A turma do PMDB que na época não teve escolha a não ser denominar-se de 'oposição', alegando respeitar o resultado das urnas de 2002, estava apenas à espera da quebra na exclusividade conferida pelo presidente aos senadores Renan Calheiros e José Sarney para acertar os ponteiros, não por convicção, mas por conveniência.

E o fizeram bem antes da divulgação dessa agenda de fancaria. A maioria ajeitou-se na campanha eleitoral mesmo quando então já amenizavam substancialmente os medonhos conceitos que faziam do governo Lula, em preparação ao discurso de adesão que, em alguns casos, tem a cínica justificativa de 'estratégia' para lutar 'por dentro' ao molde de antiga esquerda.

O PMDB não fez história, apenas aderiu e agora espera a recompensa. Uns querem cargos, outros postos de poder. Nenhum deles, porém, condiciona verdadeiramente seu apoio ao cumprimento dos sete mandamentos.

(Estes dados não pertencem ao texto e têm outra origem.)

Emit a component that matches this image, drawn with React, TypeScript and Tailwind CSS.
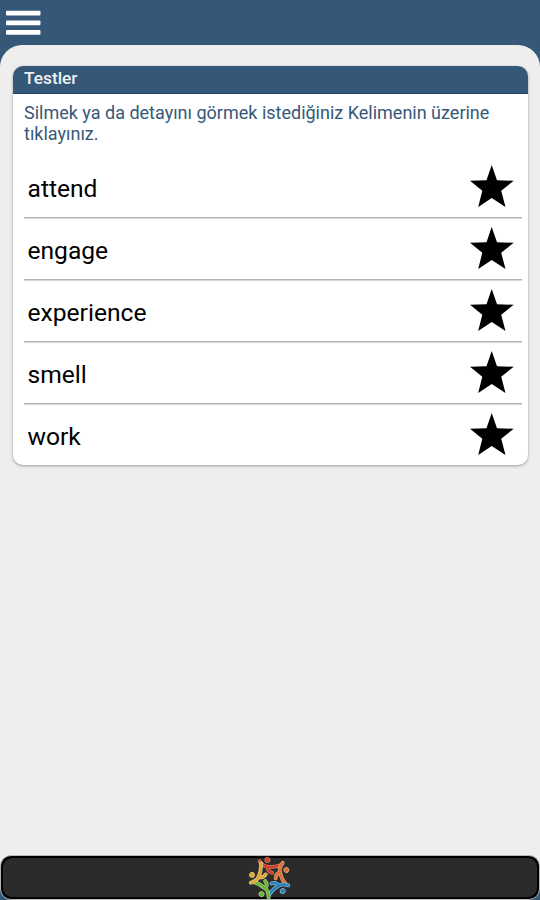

Ou vão romper se não se aprovarem as reformas? Ou pegarão em armas (no bom sentido) caso não se fortaleça a federação? E os gastos correntes do governo, terão como influir na sua contenção?

O mandamento sobre a consolidação das políticas de transferência de renda é outra falácia, dado ser o governo o maior interessado em sua manutenção. Dificilmente irão se revoltar os pemedebistas se o tal conselho político de partidos vier a se configurar em inutilidade semelhante ao Conselho de Desenvolvimento Econômico e Social.

O melhor da agenda, entretanto, é o item relativo ao crescimento econômico. O partido 'exige' crescimento de 5%, mas o faz no exato momento em que o presidente da República reconhece não fazer a mais pálida idéia de como chegar lá, a despeito de ter passado quatro anos e uma campanha eleitoral anunciando a estréia do espetáculo. Neste ponto, o PMDB comprometeu-se mesmo com o quê? Com o mesmo em relação aos outros pontos: com nada.

É como diz sempre o presidente do Senado, Renan Calheiros, 'o PMDB não tem compromisso com o erro'. E, por erro, já ficou demonstrado em várias oportunidades, entenda-se qualquer contrariedade de seus interesses.

Se ao longo do tempo o atendimento não corresponder às expectativas, o partido voltará a criar todos os problemas que sempre criou desde o abandono da marca de legenda combativa para adotar, ainda no governo José Sarney, o pragmatismo fisiológico como a razão de ser de sua existência.

Existência esta presidida não pela lógica natural dos partidos da busca do comando do País pela conquista da Presidência da República disputando ele mesmo o cargo, mas do fortalecimento das bancadas no Congresso e das estruturas estaduais para pressionar o ocupante da Presidência, qualquer um, a dividir com ele os dividendos do poder.